To try and find which strikers playing in the Premiership this season are playing similarly, I again looked to use K-means clustering. To do this I followed a similar methodology as I did for midfielders, with a few key changes. After my article on midfield clusters, Modern Fitba’s favorite Dutchman in Ortec’s Head of Data Bertus Talsma suggested reducing the number of dimensions used in in the clustering. In my midfield clustering article, I used 43 metrics to come up with the clusters. This time around, I took those 43 metrics and used them for a Principal Component Analysis. Often shortened to PCA, this is a dimensionality-reduction method that is often used to lower  the dimensionality of large data sets, by transforming a large set of variables into a smaller one that still contains most of the information in the large set. In short, using PCA we can reduce our variables and determine which are most important.

In my previous article, I used the elbow method to determine the optimal number of clusters for midfielders. This time around, it was more appropriate to use the silhouette method.

Once we have these new, reduced variables we can perform the same K-means clustering that we did with midfielders, only with the two new measurements that our PCA gave us that explain the variance between our players the most. We determine how many clusters are the optimal number to use and find that the optimal number of clusters for SPFL strikers this season is three. So let’s see where strikers who have played at least 990 minutes this season in Scotland fall.

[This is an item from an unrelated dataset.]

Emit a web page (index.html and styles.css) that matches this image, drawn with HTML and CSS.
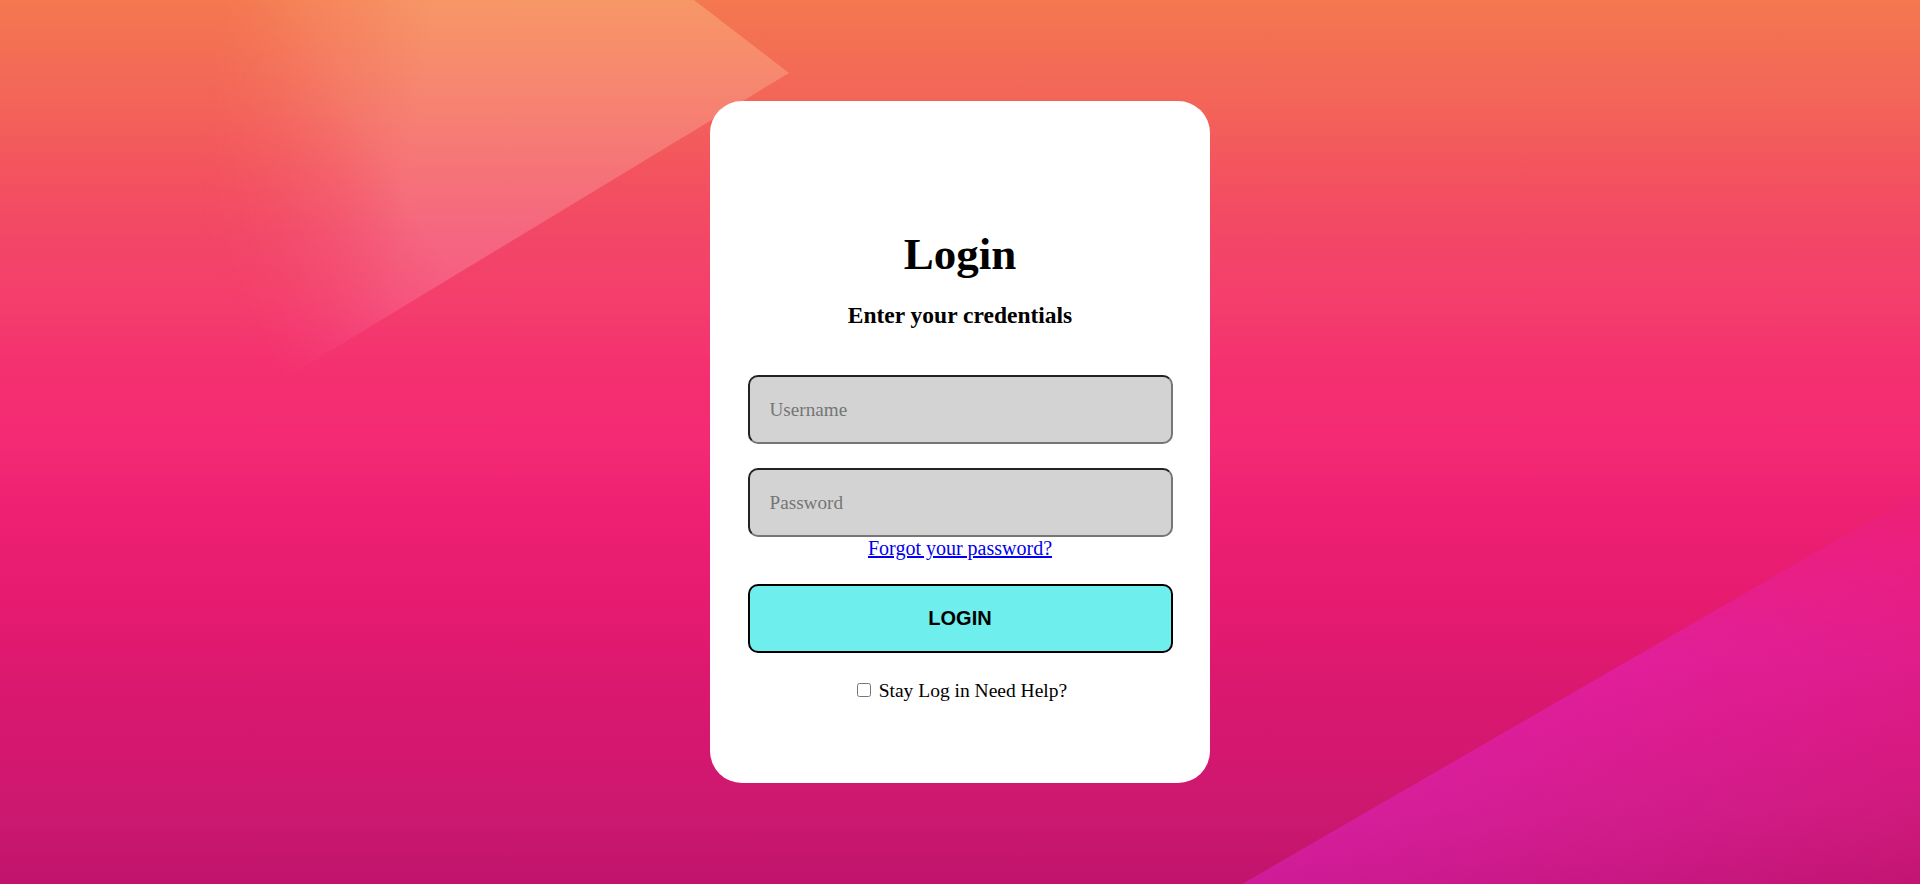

The three clusters of strikers who have appeared in at least 990 Premiership minutes of play so far this season.

In our three clusters, some interesting patterns emerge. The thing that sticks out to me right away is that every striker at Celtic and Rangers outside of Patryk Kimala is located in cluster 2. There are a few others, such as Billy McKay, Stevie May, Eamonn Brophy, and Bruce Anderson in the cluster with the strikers plying their trade in Glasgow. This tells us that strikers at Rangers and Celtic are often times playing in a similar fashion. Players in this cluster seem to mostly be all-around strikers. Many of them have a high number of possession regains in an opponent’s half, indicating they are frequently pressing. They attempt a large share of the shots their teams take. The complete a lot of passes and often those passes are in their opponent’s half in the final third. They are all around players that are use their many skills to change games frequently.

While Patryk Kimala isn’t clustered with other Celtic players or their rivals Rangers, many of the players in his cluster certainly make sense to the eye to be put together. Often times these players are the first outlet for their teams on a counter, as they receive the first pass of a possession frequently. Seeing former Aberdeen striker Sam Cosgrove in cluster 1, it is probably no surprise that players in this cluster are often winning aerial duels, attacking duels, and taking plenty of shots via header.

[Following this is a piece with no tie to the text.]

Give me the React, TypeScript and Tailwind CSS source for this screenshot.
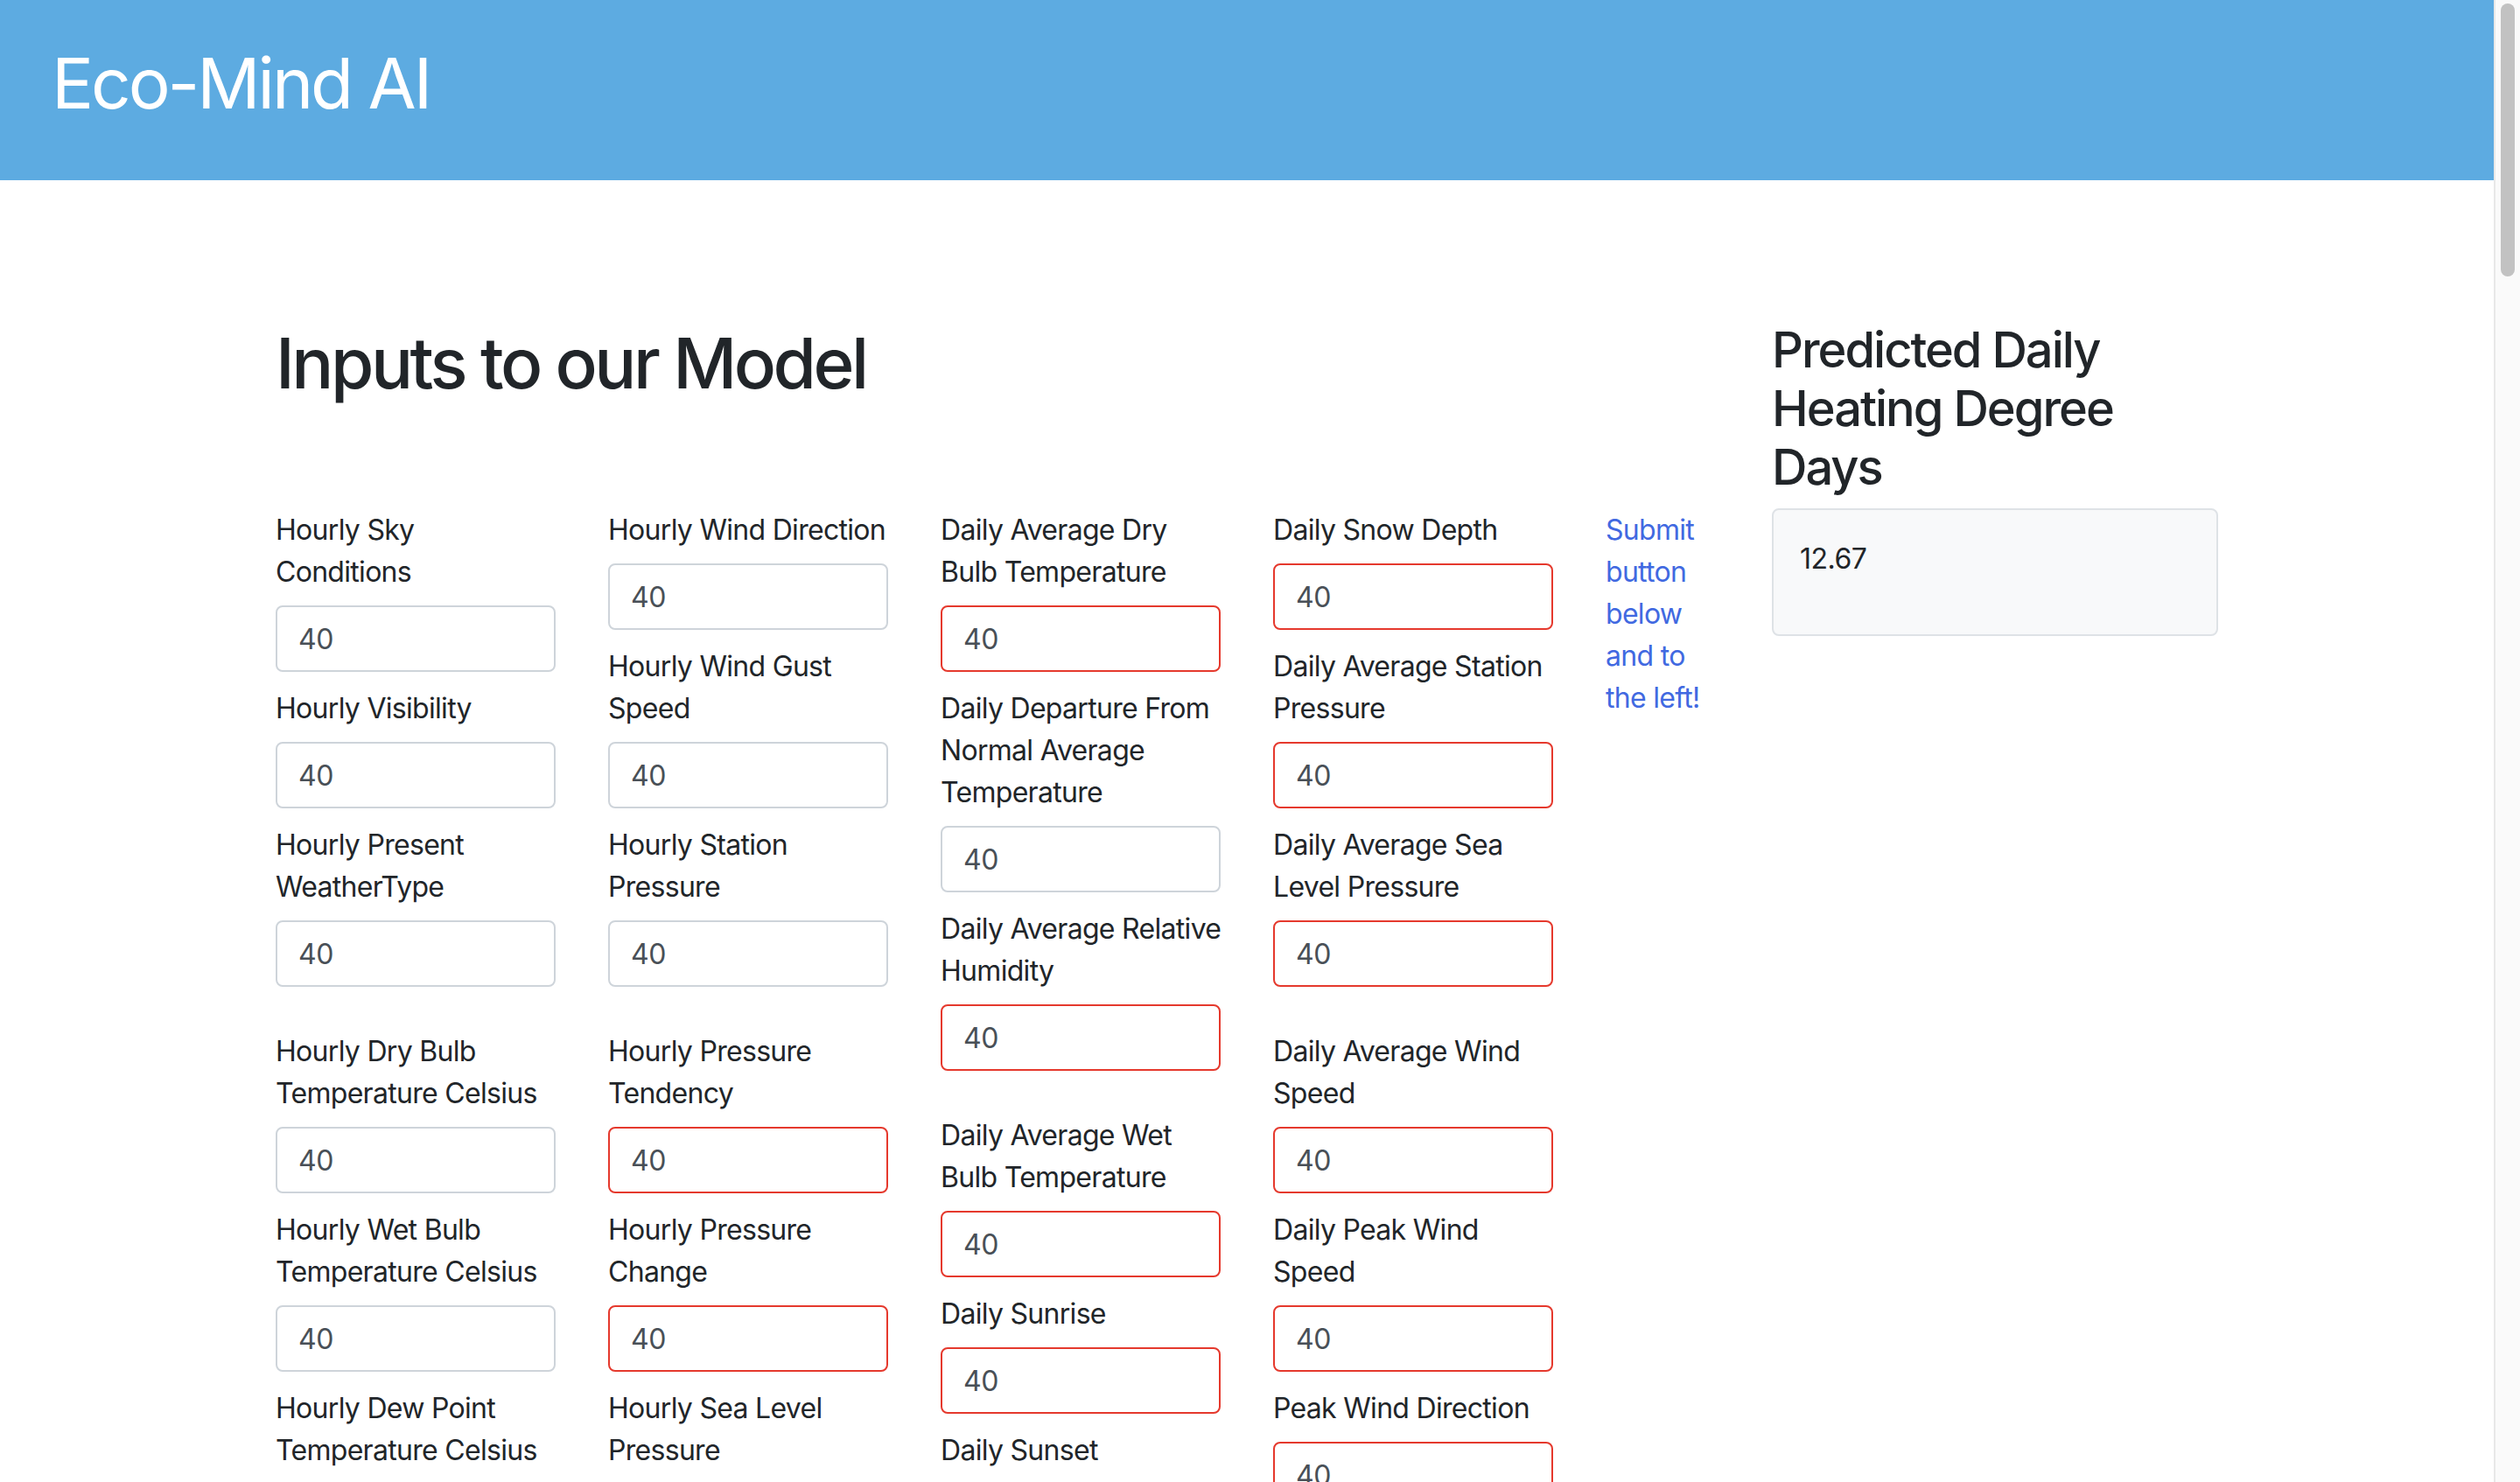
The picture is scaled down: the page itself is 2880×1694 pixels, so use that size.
import React from "react";

type Field = { lines: string[]; red?: boolean };

const columns: Field[][][] = [
  [
    [
      { lines: ["Hourly Sky", "Conditions"] },
      { lines: ["Hourly Visibility"] },
      { lines: ["Hourly Present", "WeatherType"] },
    ],
    [
      { lines: ["Hourly Dry Bulb", "Temperature Celsius"] },
      { lines: ["Hourly Wet Bulb", "Temperature Celsius"] },
      { lines: ["Hourly Dew Point", "Temperature Celsius"] },
    ],
  ],
  [
    [
      { lines: ["Hourly Wind Direction"] },
      { lines: ["Hourly Wind Gust", "Speed"] },
      { lines: ["Hourly Station", "Pressure"] },
    ],
    [
      { lines: ["Hourly Pressure", "Tendency"], red: true },
      { lines: ["Hourly Pressure", "Change"], red: true },
      { lines: ["Hourly Sea Level", "Pressure"], red: true },
    ],
  ],
  [
    [
      { lines: ["Daily Average Dry", "Bulb Temperature"], red: true },
      { lines: ["Daily Departure From", "Normal Average", "Temperature"] },
      { lines: ["Daily Average Relative", "Humidity"], red: true },
    ],
    [
      { lines: ["Daily Average Wet", "Bulb Temperature"], red: true },
      { lines: ["Daily Sunrise"], red: true },
      { lines: ["Daily Sunset"], red: true },
    ],
  ],
  [
    [
      { lines: ["Daily Snow Depth"], red: true },
      { lines: ["Daily Average Station", "Pressure"], red: true },
      { lines: ["Daily Average Sea", "Level Pressure"], red: true },
    ],
    [
      { lines: ["Daily Average Wind", "Speed"], red: true },
      { lines: ["Daily Peak Wind", "Speed"], red: true },
      { lines: ["Peak Wind Direction"], red: true },
    ],
  ],
];

function Lines({ lines }: { lines: string[] }) {
  return (
    <>
      {lines.map((l, i) => (
        <span key={i} className="block whitespace-nowrap">
          {l}
        </span>
      ))}
    </>
  );
}

function FormField({ lines, red }: Field) {
  return (
    <div className="flex flex-col gap-[16px]">
      <label className="block pt-[2px] -mb-[2px] text-[32px] leading-[48px] tracking-[-0.7px] text-[#212529]">
        <Lines lines={lines} />
      </label>
      <input
        type="text"
        defaultValue="40"
        className={
          "block w-full h-[76px] rounded-[8px] border-2 bg-white px-[24px] text-[32px] leading-[48px] tracking-[-0.4px] text-[#495057] outline-none " +
          (red ? "border-[#e5392d]" : "border-[#ced4da]")
        }
      />
    </div>
  );
}

export default function App() {
  return (
    <div
      className="flex h-[1694px] w-full overflow-hidden bg-white"
      style={{ fontFamily: "Inter, 'Noto Sans', sans-serif" }}
    >
      <div className="flex-1 min-w-0 overflow-hidden">
        <header className="h-[206px] bg-[#5dabe1] pl-[59px] pt-[47px]">
          <h1 className="text-[80px] leading-[96px] font-normal tracking-[-3.05px] text-white">Eco-Mind AI</h1>
        </header>
        <div className="mx-auto w-[2280px] px-[30px]">
          <div className="flex gap-[60px]">
            <div className="w-[1650px]">
              <h1 className="mt-[161px] text-[80px] leading-[96px] font-medium tracking-[-3.5px] text-[#212529]">
                Inputs to our Model
              </h1>
              <div className="mt-[117px] flex gap-[60px]">
                {columns.map((groups, ci) => (
                  <div key={ci} className="flex w-[320px] shrink-0 flex-col gap-[48px]">
                    {groups.map((g, gi) => (
                      <div key={gi} className="flex flex-col gap-[16px]">
                        {g.map((f) => (
                          <FormField key={f.lines.join(" ")} {...f} />
                        ))}
                      </div>
                    ))}
                  </div>
                ))}
                <div className="w-[130px] shrink-0 pt-[2px]">
                  <a href="#" className="block text-[32px] leading-[48px] tracking-[-0.7px] text-[#4169e1]">
                    <Lines lines={["Submit", "button", "below", "and to", "the left!"]} />
                  </a>
                </div>
              </div>
            </div>
            <div className="w-[510px]">
              <h3 className="mt-[161px] mb-[12px] text-[56px] leading-[67.2px] font-medium tracking-[-2px] text-[#212529]">
                <Lines lines={["Predicted Daily", "Heating Degree", "Days"]} />
              </h3>
              <div className="h-[146px] rounded-[8px] border-2 border-[#dee2e6] bg-[#f8f9fa] pl-[30px] pt-[32px] text-[32px] leading-[48px] tracking-[-0.5px] text-[#212529]">
                12.67
              </div>
            </div>
          </div>
        </div>
      </div>
      <div className="w-[30px] shrink-0 border-l-2 border-[#e8e8e8] bg-[#fafafa] pl-[6px] pt-[4px]">
        <div className="h-[312px] w-[16px] rounded-full bg-[#c2c2c2]" />
      </div>
    </div>
  );
}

In our third cluster, these strikers are attempting a high number of forward passes and taking on a lot of defenders via the dribble. They also attempt a fair number of high crosses to the box. Finally, they are winning defensive duels more than their peers in the Premiership, which could indicate the need to help out on defense with their team more often.

So we have clusters helping to identify strikers in Scotland. Great. We can imagine a scenario where a high profile striker will likely be moving on from his club in Scotland. Let’s call him Moredouard. We could use clustering to try and find a replacement for him, but if his replacements are at a rival club that will never do transfer business with us or are, with no offense meant, Stevie May or Billy McKay, we may need to look outside Scotland to find a suitable replacement.

Luckily our friends at Ortec let us have a look at some data for leagues at a similar level as the Scottish Premiership to try and find some players that might play similarly to the player we are trying to replace. If we add strikers that appeared in Major League Soccer last season and in the Danish Superligaen and Belgian First Division this season, we have a larger sample of cluster to try and find more suitable replacements.

The four clusters of strikers that have appeared in at least a third of available minutes in their respective leagues.

Like we did with the strikers in Scotland, we use PCA and K-Means clustering to find similar players. For our larger sample of international strikers, the optimal number of clusters was four and it gives us the results above. If you could decode my very tricky word play above, we see above in cluster 4 some players that our algorithm thinks play similarly to Odsonne Edouard and Alfredo Morelos. A cursory glance at surface level statistics see some goals go along the similar style to the best strikers in Scotland. Fashion Sakala Junior is in the Edouard/Morelos cluster and has 13 goals in Belgium this season for KV Oostende. Mauro Manotas scored 13 goals as well for Houston in MLS before moving to Tijuana in Liga MX.

Of course, there is a world of football outside of Glasgow in Scotland and Celtic and Rangers aren’t the only clubs in the Premiership that could be looking to replace a young talented striker this summer Kevin Nisbett seemed out the door at Easter Road in January before a deal fell through late, but you would imagine interest in the Scottish striker would pick back up at season’s end. Suitors for Nisbett might like the idea of getting the “Scottish Higuain” (emphasis to note the tongue slightly in cheek nature of comment), but Hibs can look to clustering to try and find someone to fill Nisbett’s shoes. He might now be out of Hibs price range, but we have another KV Oostende player in Belgium in the same cluster that Kevin Nisbett is in that fits in with Nisbett’s playing style who has knocked in 11 goals this season in Makhtar Gueye.

Clubs of all size can simply their transfer process with some basic data and a few lines of code. You would want to confirm in a scenario like this with in-person scouting that a player the algorithm spits out really does fit in with your team, but you can narrow down a large population of players to focus in on a few names to dig deep on with something like clustering and primary component analysis.